老朽化住宅団地の改修プロジェクト、約4万カ所で新規着工

(中国)

北京発

2020年07月30日

国務院弁公庁は7月20日、「都市部の老朽化した住宅団地の改修を全面的に推進するための指導意見外部サイトへ、新しいウィンドウで開きます」(以下、意見)を発表した。意見では、2020年に全国で3万9,000カ所、700万世帯の老朽化した住宅団地(以下、老旧小区)の改修・改良・再開発(以下、改修。中国語では「改造」)に着手する。また第14次五カ年規画の期末(2025年末)までに、2000 年以前に建てられた、改修を必要とする老旧小区の改修を終えるという目標が示された。

老旧小区の改修は、5月に開催された全人代の政府活動報告に「有効投資の拡大」の施策として盛り込まれていたもので(2020年6月1日記事参照)、今回の意見によって、改修の目標や対象範囲、内容、資金拠出方式などが具体化された。意見によると、改修の対象となる老旧小区とは、建築後、長期間経過し、維持補修がされず住民の改修要望が強い、などの条件を有する住宅団地を指す。

改修は、「基礎類」「整備類」「向上類」に分類される。「基礎類」には、外壁や階段などの修理、市政インフラ整備に係る上下水道、電力、ガス、道路、消防、光ケーブルなどが含まれ、「整備類」には、エレベーターの増設、緑化、照明、駐車場、電動自転車・自動車の充電施設、宅配便用スマートボックス、運動施設など、「向上類」には、公共施設のスマート化、養老・育児施設、コンビニエンスストアの設置などが含まれている。

改修の資金については、受益者負担の原則に基づき、住民と政府、企業が共同で負担する方針が示された。住民が資金を拠出する方法について、直接出資や寄付、労役の提供、住宅専用補修資金の使用、住宅団地の公共収益譲渡などの方式を整備する(注1)。また、住民は団地の改修と併せて、自宅内部のリフォームや家電の買い替えを行うことも奨励される。

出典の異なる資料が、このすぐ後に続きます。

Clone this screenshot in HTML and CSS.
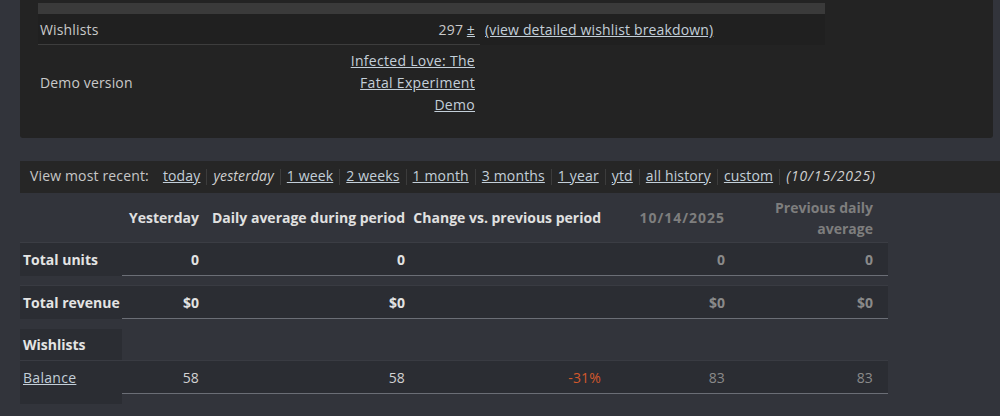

中央政府は、主に2000年以前に建設された老旧小区の「基礎類」のプロジェクトに対して補助を行う。また、地方政府は、専項債(地方特別債)を発行して改修資金に充てることができる。さらに、国家開発銀行や農業発展銀行、商業銀行も、改修を行う企業やプロジェクトに対して融資などの支援を行うものとされた(注2)。

中原地産の張大偉首席エコノミストは、老旧小区の改修が住民の生活環境を改善し、生活の質や満足度を向上させる、と評価している。また、住宅の資産価値向上も期待できると指摘し、改修は民生を保障するのみならず、投資・雇用の安定にもつながり、消費の牽引効果も期待できるプロジェクトだとしている(「環球網」7月20日)。

(注1)エレベーターの増設などは、住宅積立金を引き出して資金に充てることができるとされている。

(注2)政策金融機関である国家開発銀行は吉林、浙江、山東、湖北、陝西省の各省と、中国建設銀行は重慶、遼寧省瀋陽、江蘇省南京・蘇州、安徽省合肥、福建省福州、河南省鄭州、湖南省長沙、広東省広州の各都市と、老旧小区改修への民間参入支援に関する提携契約に調印し、今後5年以内に両行合わせて4,360億元(約6兆5,400億円、1元=約15円)の融資を行うとしている。